Vito tries private sectorJeff Vito started working for the city’s street division in 1973. These days, you’re more likely to see him in a suit and tie, but that’s not going to last much longer.
By: Shelley Nelson, Superior Telegram
Jeff Vito started working for the city’s street division in 1973.
These days, you’re more likely to see him in a suit and tie, but that’s not going to last much longer.
Next week the city’s longtime public works director — now development and government affairs director — is trading the suits and ties for more casual attire, at least for a little while.
“After almost 37 years and six different mayors, and the privilege of working for the best mayor who I consider to be Dave Ross, I just didn’t think I could top that,” Vito said. “It just seemed right that it would be a good time to go.”
In fact, Vito stuck around as long as he did because he made a commitment to Ross to stay through his second term. Now, with retirement age on his side, Vito is going to put in his final week as the city’s first development and government affairs director next week before he retires.
“I’ve been telling people I’ve been spending my weekends thinking about all the things I don’t have to think about anymore,” Vito said.
Vito is planning to take some time off, but he isn’t planning a life of leisure.
While he’s not ready to talk specifics about his next step, Vito said one thing is certain — his next career is going to be in the private sector.
“I’m going to go out and see what the other side does for a living,” Vito said.
Vito started his career in the city’s street division in 1973, but moved to the engineering division six months later to guide the city’s sewer project to separate wastewater and storm sewers in the city. From there, Vito was charged with oversight for construction to create Barker’s Island Marina and revamp Tower Avenue in the late 1970s and early 1980s.
After that, Vito served as the city’s public workers director for 17 years until he became the city’s first development and government affairs director in 2007.
“First of all, you’re losing one of the best city officials that has ever served the city of Superior, and I say that with no reservations whatsoever,” said former Mayor Dave Ross. From his humble beginnings with the city to effectively representing Superior in Madison, and guiding economic development in the city, Ross said Vito has served both him and the city well during his 37-year career with the city.
“He’s a very steadying influence, he’s just a very steady person,” said Kaye Tenerelli, director of the Superior Business Improvement District. “It takes a lot to upset him and he could deal with what was put in front of him in a very rational way. When you worked with him, you walked out of their feeling like you really got the full picture.”
She said while Vito may not have always said what someone wanted to hear, they walked away better equipped to deal with the situation.
Dave Minor, president and chief executive officer of the Superior-Douglas County Chamber of Commerce, said he got to know Vito when he came back to the area and worked temporarily for the city under former Mayor Herb Bergson.
“I got to know Jeff very well from the inside,” Minor said. “What I have always admired and respected Jeff about is no matter what the situation is — either then or through the years — you may not like the answer you’re going to get, but you’re going to get the bottom line answer. … At least for me, I never got a lot of the politics into it. It was factual. It was always ‘how do we make something happen’?”

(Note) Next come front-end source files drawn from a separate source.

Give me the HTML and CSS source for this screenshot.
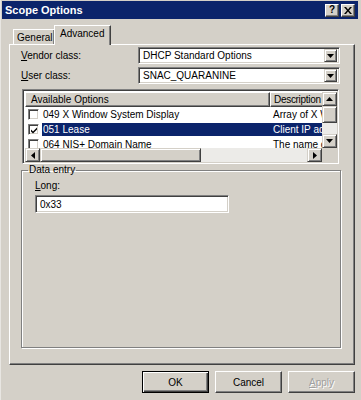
FILE: index.html
```html
<!DOCTYPE html>
<html>
<head>
<meta charset="utf-8">
<link rel="stylesheet" href="styles.css">
</head>
<body>
<div class="window">
  <div class="titlebar">
    <span class="title">Scope Options</span>
    <span class="tbtn">?</span>
    <span class="tbtn close">
      <svg width="8" height="7" viewBox="0 0 8 7"><path d="M0 0h2l2 2.5 2-2.5h2L5 3.5 8 7H6L4 4.5 2 7H0l3-3.5z" fill="#000"/></svg>
    </span>
  </div>
  <div class="main">
    <div class="tabs">
      <div class="tab">General</div>
      <div class="tab active">Advanced</div>
    </div>
    <div class="panel">
      <div class="row">
        <label class="lbl"><u>V</u>endor class:</label>
        <div class="combo"><span class="combo-text">DHCP Standard Options</span><span class="dd"><svg width="7" height="4" viewBox="0 0 7 4"><path d="M0 0h7L3.5 4z" fill="#000"/></svg></span></div>
      </div>
      <div class="row">
        <label class="lbl"><u>U</u>ser class:</label>
        <div class="combo"><span class="combo-text">SNAC_QUARANINE</span><span class="dd"><svg width="7" height="4" viewBox="0 0 7 4"><path d="M0 0h7L3.5 4z" fill="#000"/></svg></span></div>
      </div>
      <div class="list">
        <div class="list-view">
          <div class="header">
            <div class="hcell col1">Available Options</div>
            <div class="hcell col2">Description</div>
          </div>
          <div class="lrow">
            <span class="chk"></span>
            <span class="litem"><span class="c1">049 X Window System Display</span><span class="c2">Array of X Window</span></span>
          </div>
          <div class="lrow">
            <span class="chk"><svg width="8" height="8" viewBox="0 0 8 8"><path d="M1 3.5l2 2L7 1.5v2L3 7.5l-2-2z" fill="#000"/></svg></span>
            <span class="litem sel"><span class="c1">051 Lease</span><span class="c2">Client IP address</span></span>
          </div>
          <div class="lrow">
            <span class="chk"></span>
            <span class="litem"><span class="c1">064 NIS+ Domain Name</span><span class="c2">The name of</span></span>
          </div>
        </div>
        <div class="vscroll">
          <span class="sbtn"><svg width="7" height="4" viewBox="0 0 7 4"><path d="M3.5 0L7 4H0z" fill="#000"/></svg></span>
          <span class="vthumb"></span>
          <span class="vtrack"></span>
          <span class="sbtn"><svg width="7" height="4" viewBox="0 0 7 4"><path d="M0 0h7L3.5 4z" fill="#000"/></svg></span>
        </div>
        <div class="hscroll">
          <span class="sbtn"><svg width="4" height="7" viewBox="0 0 4 7"><path d="M4 0v7L0 3.5z" fill="#000"/></svg></span>
          <span class="hthumb"></span>
          <span class="htrack"></span>
          <span class="sbtn"><svg width="4" height="7" viewBox="0 0 4 7"><path d="M0 0l4 3.5L0 7z" fill="#000"/></svg></span>
        </div>
        <div class="corner"></div>
      </div>
      <fieldset class="group">
        <legend>Data entry</legend>
        <div class="field-label"><u>L</u>ong:</div>
        <div class="textbox">0x33</div>
      </fieldset>
    </div>
    <div class="buttons">
      <button class="btn default">OK</button>
      <button class="btn">Cancel</button>
      <button class="btn disabled"><u>A</u>pply</button>
    </div>
  </div>
</div>
</body>
</html>
```
FILE: styles.css
```css
* { box-sizing: border-box; }
html, body { margin: 0; padding: 0; }
body {
  width: 361px;
  height: 400px;
  overflow: hidden;
  background: #d4d0c8;
  font-family: "Liberation Sans", Arial, sans-serif;
  font-size: 10px;
  color: #000;
}
u { text-decoration: underline; text-underline-offset: 1px; }

.window {
  height: 400px;
  padding: 1px 3px 0 1px;
  border-left: 1px solid #e8e6e2;
}
.titlebar {
  height: 18px;
  background: #0b246b;
  color: #fff;
  font-weight: bold;
  font-size: 11px;
  display: flex;
  align-items: center;
  gap: 2px;
  padding: 0 3px 0 3px;
}
.title { flex: 1; }
.tbtn {
  width: 14px;
  height: 13px;
  background: #d4d0c8;
  color: #000;
  font-size: 10px;
  font-weight: bold;
  display: flex;
  align-items: center;
  justify-content: center;
  border: 1px solid;
  border-color: #fff #404040 #404040 #fff;
  box-shadow: inset -1px -1px #808080;
  line-height: 1;
}

.main {
  padding: 0 0 0 7px;
  width: 353px;
}
.tabs {
  display: flex;
  align-items: flex-end;
  height: 19px;
  margin-top: 6px;
  padding-left: 4px;
}
.tab {
  height: 15px;
  padding: 1px 0 0 3px;
  width: 42px;
  border: 1px solid;
  border-bottom: none;
  border-color: #fff #404040 transparent #fff;
  box-shadow: inset -1px 0 #808080;
  display: flex;
  align-items: center;
  line-height: 1;
  white-space: nowrap;
  flex: none;
}
.tab.active {
  width: 57px;
  height: 20px;
  margin-left: -1px;
  margin-bottom: -1px;
  padding: 0 0 3px 5px;
  background: #d4d0c8;
  position: relative;
  z-index: 1;
}

.panel {
  width: 346px;
  height: 321px;
  border: 1px solid;
  border-color: #fff #404040 #404040 #fff;
  box-shadow: inset -1px -1px #808080;
  padding-top: 2px;
}
.row {
  display: flex;
  align-items: center;
  height: 17px;
  margin-bottom: 3px;
}
.lbl {
  width: 128px;
  padding-left: 11px;
}
.combo {
  width: 202px;
  height: 17px;
  background: #fff;
  border: 1px solid;
  border-color: #808080 #fff #fff #808080;
  box-shadow: inset 1px 1px #404040, inset -1px -1px #d4d0c8;
  display: flex;
  align-items: center;
  padding: 0 2px 0 4px;
}
.combo-text { flex: 1; }
.dd, .sbtn {
  width: 13px;
  height: 13px;
  background: #d4d0c8;
  border: 1px solid;
  border-color: #d4d0c8 #404040 #404040 #d4d0c8;
  box-shadow: inset 1px 1px #fff, inset -1px -1px #808080;
  display: flex;
  align-items: center;
  justify-content: center;
  flex: none;
}
.sbtn { width: 15px; height: 14px; }

.list {
  margin: 5px 0 0 12px;
  width: 317px;
  height: 75px;
  border: 1px solid;
  border-color: #808080 #fff #fff #808080;
  box-shadow: inset 1px 1px #404040, inset -1px -1px #d4d0c8;
  padding: 2px 1px 1px 2px;
  background: #fff;
  display: grid;
  grid-template-columns: 1fr 15px;
  grid-template-rows: 1fr 14px;
}
.list-view { overflow: hidden; }
.header { display: flex; height: 15px; }
.hcell {
  height: 15px;
  background: #d4d0c8;
  border: 1px solid;
  border-color: #fff #404040 #404040 #fff;
  box-shadow: inset -1px -1px #808080;
  padding: 0 5px;
  display: flex;
  align-items: center;
  white-space: nowrap;
  flex: none;
}
.col1 { width: 245px; }
.col2 { width: 60px; padding: 0 2px 0 3px; letter-spacing: -0.3px; }
.lrow {
  height: 15px;
  display: flex;
  align-items: center;
  padding-left: 3px;
  white-space: nowrap;
}
.chk {
  width: 11px;
  height: 11px;
  border: 1px solid;
  border-color: #808080 #fff #fff #808080;
  box-shadow: inset 1px 1px #404040, inset -1px -1px #d4d0c8;
  background: #fff;
  display: flex;
  align-items: center;
  justify-content: center;
  margin-right: 3px;
  flex: none;
}
.litem {
  display: flex;
  height: 13px;
  align-items: center;
  flex: 1;
}
.litem.sel { background: #0b246b; color: #fff; }
.c1 { width: 231px; padding-left: 1px; flex: none; }
.c2 { flex: none; }

.vscroll {
  display: flex;
  flex-direction: column;
  background: #ecebe8;
}
.vthumb {
  height: 17px;
  background: #d4d0c8;
  border: 1px solid;
  border-color: #d4d0c8 #404040 #404040 #d4d0c8;
  box-shadow: inset 1px 1px #fff, inset -1px -1px #808080;
}
.vtrack { flex: 1; }
.hscroll {
  display: flex;
  background: #ecebe8;
}
.hthumb {
  width: 161px;
  background: #d4d0c8;
  border: 1px solid;
  border-color: #d4d0c8 #404040 #404040 #d4d0c8;
  box-shadow: inset 1px 1px #fff, inset -1px -1px #808080;
}
.htrack { flex: 1; }
.corner { background: #d4d0c8; }

.group {
  margin: 0 0 0 11px;
  width: 320px;
  height: 184px;
  border: 1px solid #808080;
  box-shadow: inset 1px 1px #fff, 1px 1px #fff;
  padding: 4px 12px 0 13px;
}
.group legend {
  padding: 0 1px;
  margin-left: -7px;
  line-height: 12px;
}
.field-label { line-height: 12px; }
.textbox {
  margin-top: 3px;
  width: 194px;
  height: 18px;
  background: #fff;
  border: 1px solid;
  border-color: #808080 #fff #fff #808080;
  box-shadow: inset 1px 1px #404040, inset -1px -1px #d4d0c8;
  padding: 0 4px;
  display: flex;
  align-items: center;
}

.buttons {
  display: flex;
  justify-content: flex-end;
  gap: 6px;
  margin-top: 6px;
  width: 346px;
}
.btn {
  width: 67px;
  height: 22px;
  font: inherit;
  background: #d4d0c8;
  color: #000;
  border: 1px solid;
  border-color: #fff #404040 #404040 #fff;
  box-shadow: inset -1px -1px #808080;
  padding: 0;
}
.btn.default {
  border-color: #000;
  box-shadow: inset 1px 1px #fff, inset -1px -1px #404040, inset -2px -2px #808080;
}
.btn.disabled { color: #a0a0a0; text-shadow: 1px 1px #fff; }
```
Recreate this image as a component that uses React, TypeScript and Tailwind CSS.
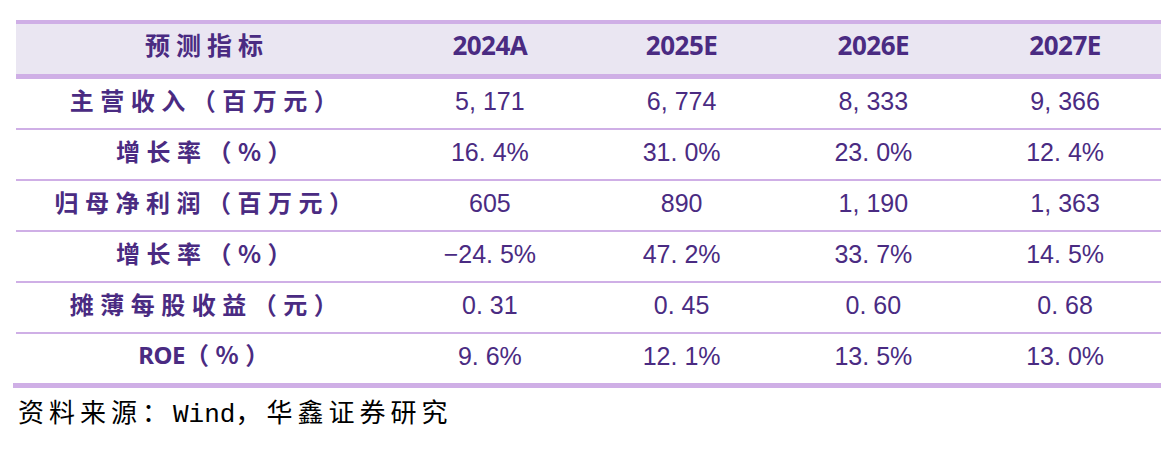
const cols = ["2024A", "2025E", "2026E", "2027E"];

const rows: { label: React.ReactNode; values: string[] }[] = [
  { label: "主营收入（百万元）", values: ["5, 171", "6, 774", "8, 333", "9, 366"] },
  { label: "增长率（%）", values: ["16. 4%", "31. 0%", "23. 0%", "12. 4%"] },
  { label: "归母净利润（百万元）", values: ["605", "890", "1, 190", "1, 363"] },
  { label: "增长率（%）", values: ["−24. 5%", "47. 2%", "33. 7%", "14. 5%"] },
  { label: "摊薄每股收益（元）", values: ["0. 31", "0. 45", "0. 60", "0. 68"] },
  {
    label: (
      <>
        <span className="font-['Noto_Sans',sans-serif] tracking-[-0.5px]">ROE</span>（%）
      </>
    ),
    values: ["9. 6%", "12. 1%", "13. 5%", "13. 0%"],
  },
];

const cjk = "font-['Noto_Sans_CJK_SC','Noto_Sans',sans-serif]";

export default function App() {
  return (
    <div className="h-[453px] w-[1171px] bg-white pt-5">
      <div className="ml-4 w-[1145px]">
        {/* Header */}
        <div className="grid grid-cols-[378px_repeat(4,1fr)] border-t-4 border-b-[5px] border-[#cfafe6] bg-[#eae6f2] text-[#4a2b82]">
          <div className={`flex h-[50px] items-center justify-center pb-2 pl-1 text-[25px] font-bold tracking-[6px] ${cjk}`}>
            预测指标
          </div>
          {cols.map((c) => (
            <div
              key={c}
              className="flex h-[50px] items-center justify-center pb-2 font-['Noto_Sans',sans-serif] text-[26px] font-bold tracking-[-0.5px]"
            >
              {c}
            </div>
          ))}
        </div>

        {/* Body */}
        {rows.map((r, i) => (
          <div
            key={i}
            className={`grid grid-cols-[378px_repeat(4,1fr)] text-[#4a2b82] ${
              i < rows.length - 1 ? "border-b-2 border-[#cfafe6]" : ""
            }`}
          >
            <div className={`flex h-[49px] items-center justify-center pb-2 pl-1 text-[24px] font-bold tracking-[6.5px] ${cjk}`}>
              <span>{r.label}</span>
            </div>
            {r.values.map((v, j) => (
              <div
                key={j}
                className="flex h-[49px] items-center justify-center pb-1 font-['Liberation_Sans',sans-serif] text-[25px]"
              >
                {v}
              </div>
            ))}
          </div>
        ))}
      </div>
      <div className="ml-[13px] w-[1148px] border-t-[5px] border-[#cfafe6]" />

      {/* Footer */}
      <div className={`ml-[18px] mt-[3px] text-[26px] tracking-[5px] text-black ${cjk}`}>
        资料来源：<span className="font-['Liberation_Mono',monospace] tracking-[0px]">Wind</span>，华鑫证券研究
      </div>
    </div>
  );
}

Despite the politics involved, Minor said Vito really cared about and focused his efforts to make things happen for the community. With all of the administrations and councilors Vito has worked with over the years, Minor said: “I think people appreciate Jeff for his knowledge and his candor.”
Vito said he learned — in a job that carries numerous complaints — that if you are straightforward with people about why things are the way they are, they can accept that.
“I’ve also got to meet a lot of great citizens in the community,” Vito said.
It was Vito’s knowledge and candor that prompted Ross to create a new position to free up Vito’s time and talents to focus on bettering Superior.
It’s a vital position, Minor said, and he hopes the city considers filling it.
“I couldn’t be more proud of Jeff,” Ross said. “It’s going to be a big loss because a lot of knowledge will walk out the door when he retires,” Ross said.
And after nearly 37 years, countless city and development projects, Vito said the pinnacle of his career came when a nearly 30-year injustice was finally righted in 2006 after a concerted lobbying effort by the city.
In 1974, then-Gov. Patrick Lucey announced a change in state law that would return taxes paid by the pipeline terminal to the city. However, wording of the 1974 legislation prohibited the city from receiving the terminal tax as intended.
The money has given the city the tools necessary to encourage economic development.
“I think the most exciting one was when we were able to get the change in the terminal tax,” Vito said “We certainly worked long and hard — many, many trips to Madison on that issue — but certainly one of the most rewarding. It was a big accomplishment for the city.”
If you go
What: Jeff Vito’s retirement party
When: 2-4 p.m. March 18
Where: Government Center Atrium, 1316 N. 14th St.